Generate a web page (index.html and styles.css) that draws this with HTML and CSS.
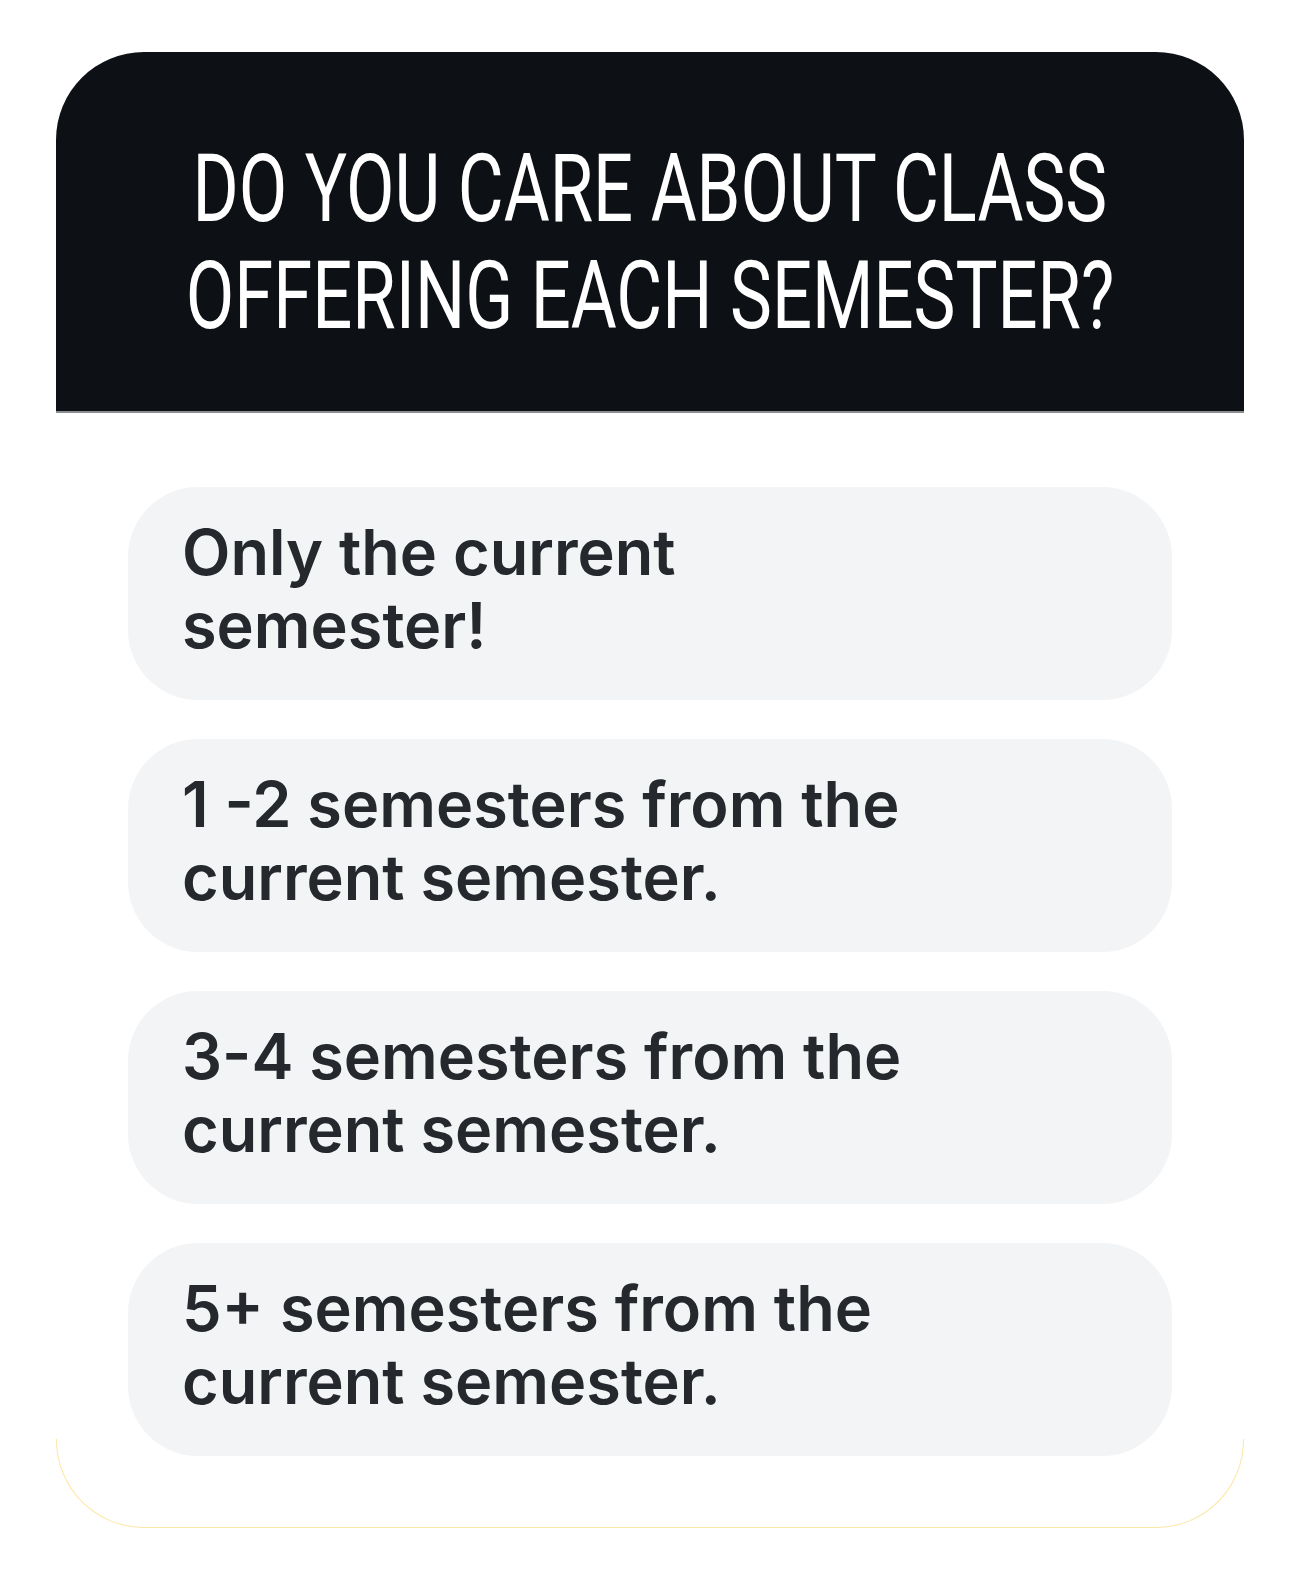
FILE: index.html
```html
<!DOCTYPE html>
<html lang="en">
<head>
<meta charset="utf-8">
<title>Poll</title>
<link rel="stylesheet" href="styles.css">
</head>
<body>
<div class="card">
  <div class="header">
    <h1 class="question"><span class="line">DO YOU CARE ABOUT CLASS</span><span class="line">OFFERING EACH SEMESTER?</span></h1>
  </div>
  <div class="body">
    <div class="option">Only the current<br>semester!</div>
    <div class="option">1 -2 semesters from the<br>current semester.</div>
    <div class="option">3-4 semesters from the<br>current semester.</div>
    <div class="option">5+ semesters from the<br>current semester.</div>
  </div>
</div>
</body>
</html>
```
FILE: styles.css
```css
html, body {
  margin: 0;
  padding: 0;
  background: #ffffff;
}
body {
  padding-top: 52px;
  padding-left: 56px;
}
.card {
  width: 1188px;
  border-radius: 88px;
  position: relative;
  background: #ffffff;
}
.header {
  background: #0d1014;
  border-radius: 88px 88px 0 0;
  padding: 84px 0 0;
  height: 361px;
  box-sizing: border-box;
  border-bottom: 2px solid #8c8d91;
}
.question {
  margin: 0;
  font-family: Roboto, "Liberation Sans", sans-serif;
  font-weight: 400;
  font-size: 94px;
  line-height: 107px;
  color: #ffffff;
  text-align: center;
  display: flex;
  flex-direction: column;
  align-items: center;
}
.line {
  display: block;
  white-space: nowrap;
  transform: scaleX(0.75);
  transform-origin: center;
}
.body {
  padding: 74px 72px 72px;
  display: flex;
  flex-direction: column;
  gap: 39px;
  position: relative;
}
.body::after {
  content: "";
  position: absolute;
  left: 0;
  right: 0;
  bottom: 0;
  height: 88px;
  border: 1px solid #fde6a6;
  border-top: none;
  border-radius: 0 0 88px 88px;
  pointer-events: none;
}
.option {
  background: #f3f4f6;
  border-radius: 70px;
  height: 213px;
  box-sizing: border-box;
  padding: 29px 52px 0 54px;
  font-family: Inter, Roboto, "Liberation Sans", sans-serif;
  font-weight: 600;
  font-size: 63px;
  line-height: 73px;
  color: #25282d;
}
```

### [WHAT IS REQUIRED]
Every line of the material is to be quoted exactly, with no pictures carried over.

### [CORRECT ANSWER]
Generate a web page (index.html and styles.css) that draws this with HTML and CSS.
FILE: index.html
```html
<!DOCTYPE html>
<html lang="en">
<head>
<meta charset="utf-8">
<title>Poll</title>
<link rel="stylesheet" href="styles.css">
</head>
<body>
<div class="card">
  <div class="header">
    <h1 class="question"><span class="line">DO YOU CARE ABOUT CLASS</span><span class="line">OFFERING EACH SEMESTER?</span></h1>
  </div>
  <div class="body">
    <div class="option">Only the current<br>semester!</div>
    <div class="option">1 -2 semesters from the<br>current semester.</div>
    <div class="option">3-4 semesters from the<br>current semester.</div>
    <div class="option">5+ semesters from the<br>current semester.</div>
  </div>
</div>
</body>
</html>
```
FILE: styles.css
```css
html, body {
  margin: 0;
  padding: 0;
  background: #ffffff;
}
body {
  padding-top: 52px;
  padding-left: 56px;
}
.card {
  width: 1188px;
  border-radius: 88px;
  position: relative;
  background: #ffffff;
}
.header {
  background: #0d1014;
  border-radius: 88px 88px 0 0;
  padding: 84px 0 0;
  height: 361px;
  box-sizing: border-box;
  border-bottom: 2px solid #8c8d91;
}
.question {
  margin: 0;
  font-family: Roboto, "Liberation Sans", sans-serif;
  font-weight: 400;
  font-size: 94px;
  line-height: 107px;
  color: #ffffff;
  text-align: center;
  display: flex;
  flex-direction: column;
  align-items: center;
}
.line {
  display: block;
  white-space: nowrap;
  transform: scaleX(0.75);
  transform-origin: center;
}
.body {
  padding: 74px 72px 72px;
  display: flex;
  flex-direction: column;
  gap: 39px;
  position: relative;
}
.body::after {
  content: "";
  position: absolute;
  left: 0;
  right: 0;
  bottom: 0;
  height: 88px;
  border: 1px solid #fde6a6;
  border-top: none;
  border-radius: 0 0 88px 88px;
  pointer-events: none;
}
.option {
  background: #f3f4f6;
  border-radius: 70px;
  height: 213px;
  box-sizing: border-box;
  padding: 29px 52px 0 54px;
  font-family: Inter, Roboto, "Liberation Sans", sans-serif;
  font-weight: 600;
  font-size: 63px;
  line-height: 73px;
  color: #25282d;
}
```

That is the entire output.